▸ **What the task requires**: Search the material below for the string "React" and extract each line that has it.

— START OF Source material —

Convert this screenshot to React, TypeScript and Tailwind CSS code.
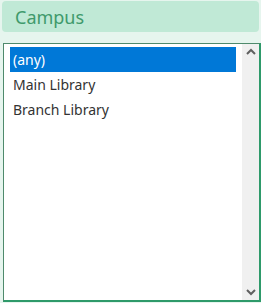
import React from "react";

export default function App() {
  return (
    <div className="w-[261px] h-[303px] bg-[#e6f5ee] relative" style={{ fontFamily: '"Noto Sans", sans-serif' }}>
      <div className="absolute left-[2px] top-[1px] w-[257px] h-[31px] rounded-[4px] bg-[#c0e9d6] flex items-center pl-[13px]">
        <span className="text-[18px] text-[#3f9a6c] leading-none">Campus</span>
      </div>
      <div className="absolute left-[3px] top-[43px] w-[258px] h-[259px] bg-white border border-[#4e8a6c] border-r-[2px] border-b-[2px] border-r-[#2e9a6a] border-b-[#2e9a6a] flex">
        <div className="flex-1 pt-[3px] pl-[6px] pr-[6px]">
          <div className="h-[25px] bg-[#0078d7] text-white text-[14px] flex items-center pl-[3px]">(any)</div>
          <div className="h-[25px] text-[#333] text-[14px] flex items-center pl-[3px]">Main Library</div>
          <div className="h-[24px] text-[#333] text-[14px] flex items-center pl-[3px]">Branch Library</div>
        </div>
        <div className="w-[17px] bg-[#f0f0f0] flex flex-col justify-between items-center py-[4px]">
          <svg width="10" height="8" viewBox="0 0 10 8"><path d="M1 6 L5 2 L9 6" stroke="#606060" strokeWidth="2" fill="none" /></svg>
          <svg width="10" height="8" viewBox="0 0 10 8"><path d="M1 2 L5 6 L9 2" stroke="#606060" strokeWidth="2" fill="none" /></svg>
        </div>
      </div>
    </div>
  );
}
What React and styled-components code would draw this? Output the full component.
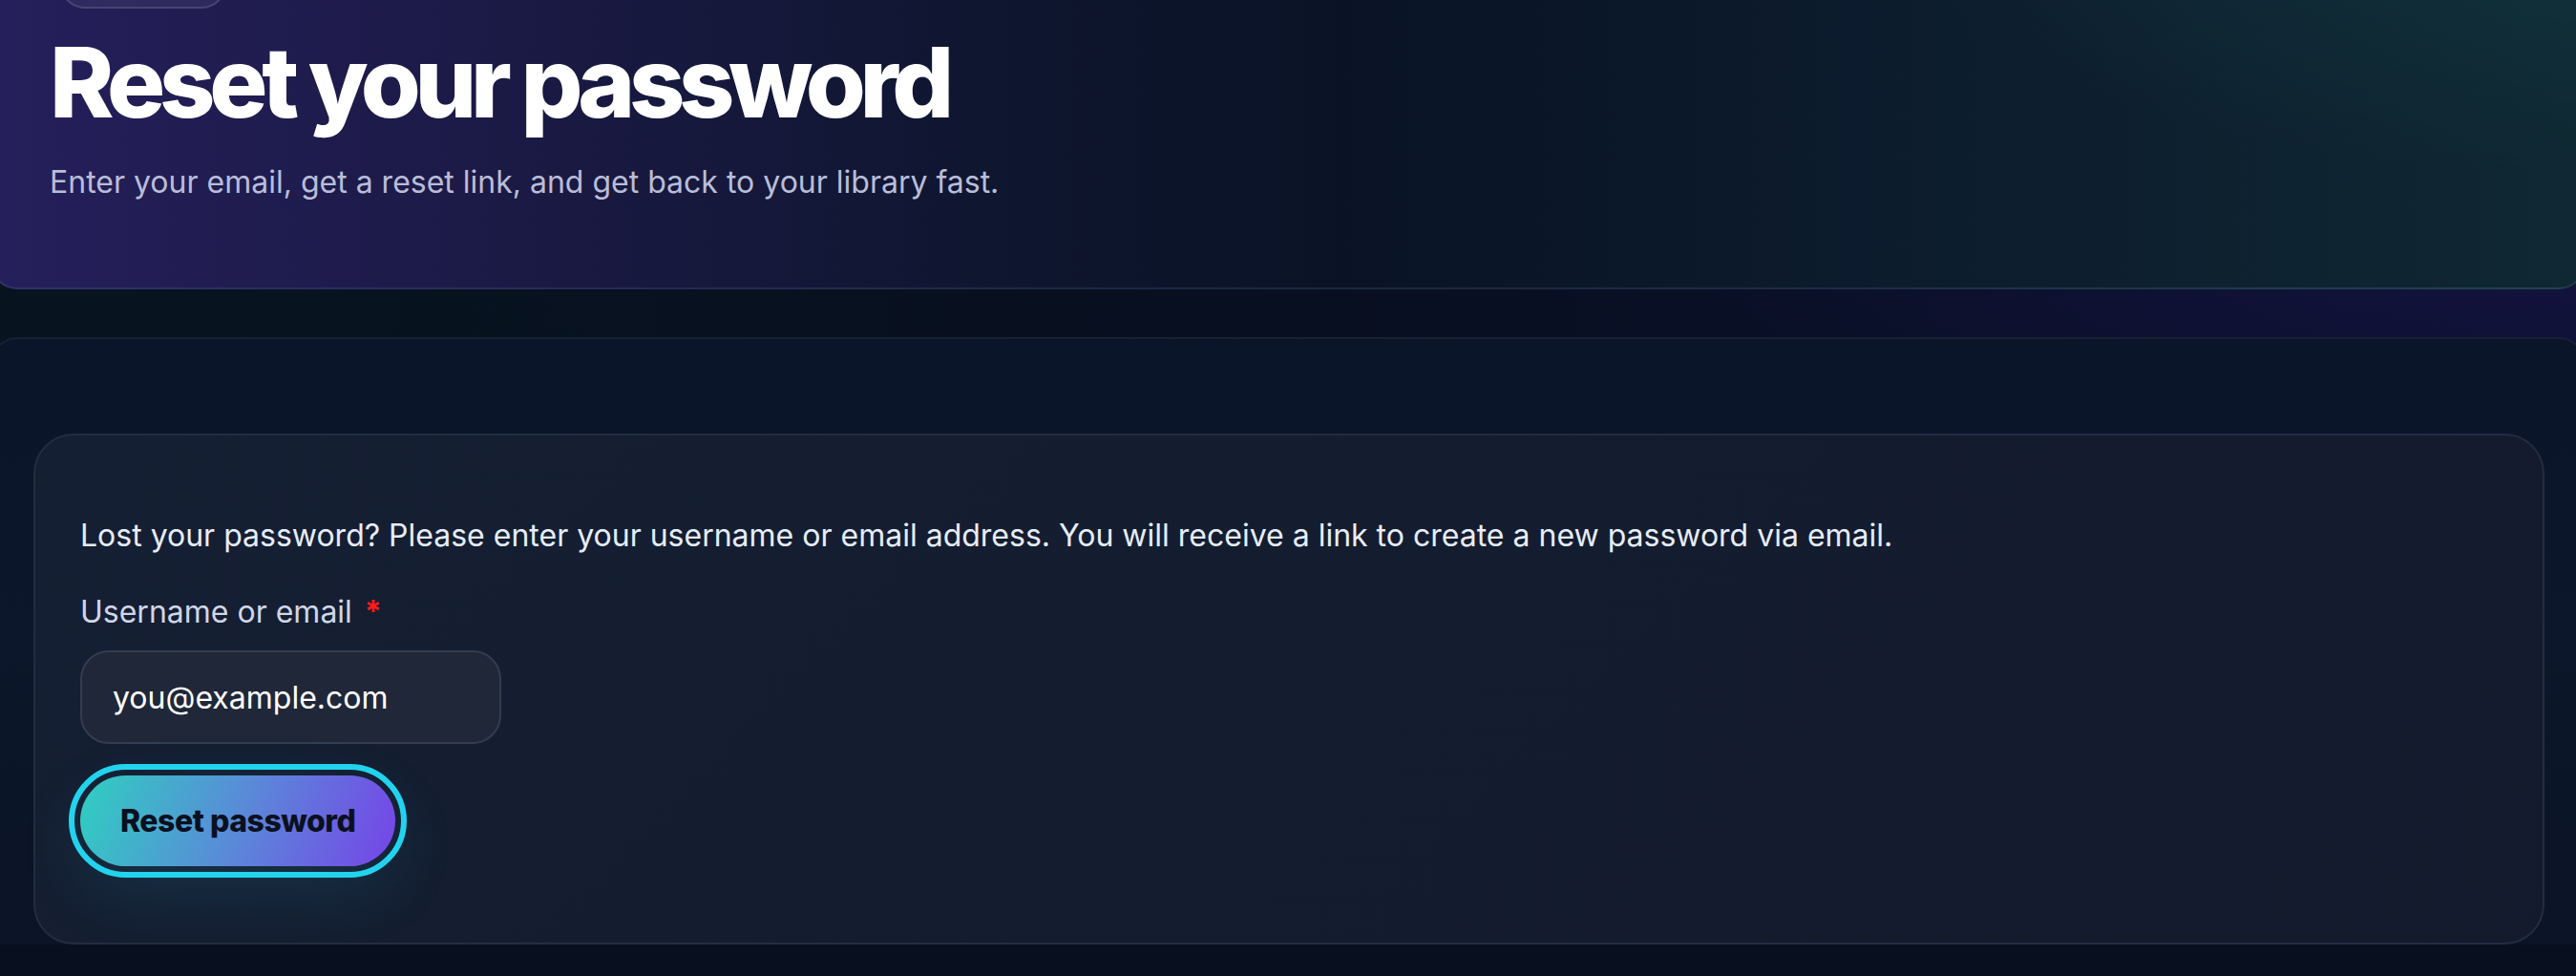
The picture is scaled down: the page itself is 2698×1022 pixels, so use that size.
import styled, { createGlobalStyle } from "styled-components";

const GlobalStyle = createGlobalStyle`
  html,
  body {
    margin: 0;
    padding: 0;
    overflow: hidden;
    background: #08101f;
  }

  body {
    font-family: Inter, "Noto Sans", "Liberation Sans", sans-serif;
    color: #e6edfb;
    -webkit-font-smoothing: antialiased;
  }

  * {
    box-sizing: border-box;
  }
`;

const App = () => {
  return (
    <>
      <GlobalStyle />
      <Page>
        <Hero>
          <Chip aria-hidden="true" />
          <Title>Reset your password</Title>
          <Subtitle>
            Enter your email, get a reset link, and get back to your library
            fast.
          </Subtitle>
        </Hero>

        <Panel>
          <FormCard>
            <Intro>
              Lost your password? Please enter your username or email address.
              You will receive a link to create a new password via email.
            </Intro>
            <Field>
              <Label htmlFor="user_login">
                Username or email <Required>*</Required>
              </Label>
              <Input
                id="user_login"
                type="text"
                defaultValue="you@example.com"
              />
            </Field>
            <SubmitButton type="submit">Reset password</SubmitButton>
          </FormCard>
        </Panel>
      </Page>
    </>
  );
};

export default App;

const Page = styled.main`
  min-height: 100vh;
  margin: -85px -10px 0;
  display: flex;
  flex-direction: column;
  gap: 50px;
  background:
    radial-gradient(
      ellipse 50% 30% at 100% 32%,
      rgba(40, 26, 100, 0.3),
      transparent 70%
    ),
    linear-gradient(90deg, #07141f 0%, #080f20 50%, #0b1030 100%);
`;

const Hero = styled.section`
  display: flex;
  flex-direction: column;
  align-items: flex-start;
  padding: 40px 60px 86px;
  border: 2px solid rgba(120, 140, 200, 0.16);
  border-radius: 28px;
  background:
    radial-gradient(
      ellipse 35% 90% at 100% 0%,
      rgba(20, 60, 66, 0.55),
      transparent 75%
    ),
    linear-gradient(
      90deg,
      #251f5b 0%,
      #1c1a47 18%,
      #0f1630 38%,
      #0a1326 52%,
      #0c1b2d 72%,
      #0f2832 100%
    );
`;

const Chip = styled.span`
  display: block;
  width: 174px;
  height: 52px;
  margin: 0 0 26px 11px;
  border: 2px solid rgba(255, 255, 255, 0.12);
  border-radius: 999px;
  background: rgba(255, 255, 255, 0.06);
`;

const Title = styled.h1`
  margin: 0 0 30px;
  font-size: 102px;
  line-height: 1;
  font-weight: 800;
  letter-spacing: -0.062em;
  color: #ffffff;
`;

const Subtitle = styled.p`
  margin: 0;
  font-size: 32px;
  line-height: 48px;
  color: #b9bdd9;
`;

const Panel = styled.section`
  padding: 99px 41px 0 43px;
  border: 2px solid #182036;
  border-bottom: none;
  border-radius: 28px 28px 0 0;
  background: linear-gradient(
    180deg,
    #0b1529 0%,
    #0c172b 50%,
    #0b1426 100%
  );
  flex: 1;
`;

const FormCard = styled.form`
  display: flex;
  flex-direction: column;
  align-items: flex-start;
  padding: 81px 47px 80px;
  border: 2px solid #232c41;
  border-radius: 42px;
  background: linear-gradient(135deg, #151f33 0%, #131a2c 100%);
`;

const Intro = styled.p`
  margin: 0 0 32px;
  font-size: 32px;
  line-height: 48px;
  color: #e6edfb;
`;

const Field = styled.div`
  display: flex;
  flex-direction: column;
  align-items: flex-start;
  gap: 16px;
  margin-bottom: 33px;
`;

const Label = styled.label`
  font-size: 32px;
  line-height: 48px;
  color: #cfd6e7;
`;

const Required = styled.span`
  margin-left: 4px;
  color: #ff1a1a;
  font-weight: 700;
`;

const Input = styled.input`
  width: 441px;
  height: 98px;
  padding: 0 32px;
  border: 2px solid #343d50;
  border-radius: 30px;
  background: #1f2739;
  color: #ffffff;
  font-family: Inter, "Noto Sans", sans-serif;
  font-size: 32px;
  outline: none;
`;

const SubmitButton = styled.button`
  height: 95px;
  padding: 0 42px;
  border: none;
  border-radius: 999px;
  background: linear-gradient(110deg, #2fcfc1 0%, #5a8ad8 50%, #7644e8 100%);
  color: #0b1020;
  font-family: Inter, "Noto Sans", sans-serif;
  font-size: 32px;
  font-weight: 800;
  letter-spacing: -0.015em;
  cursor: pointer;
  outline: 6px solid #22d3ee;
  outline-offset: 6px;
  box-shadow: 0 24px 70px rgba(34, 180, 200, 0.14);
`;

— END OF Source material —

▸ **Output**:
Convert this screenshot to React, TypeScript and Tailwind CSS code.
import React from "react";
What React and styled-components code would draw this? Output the full component.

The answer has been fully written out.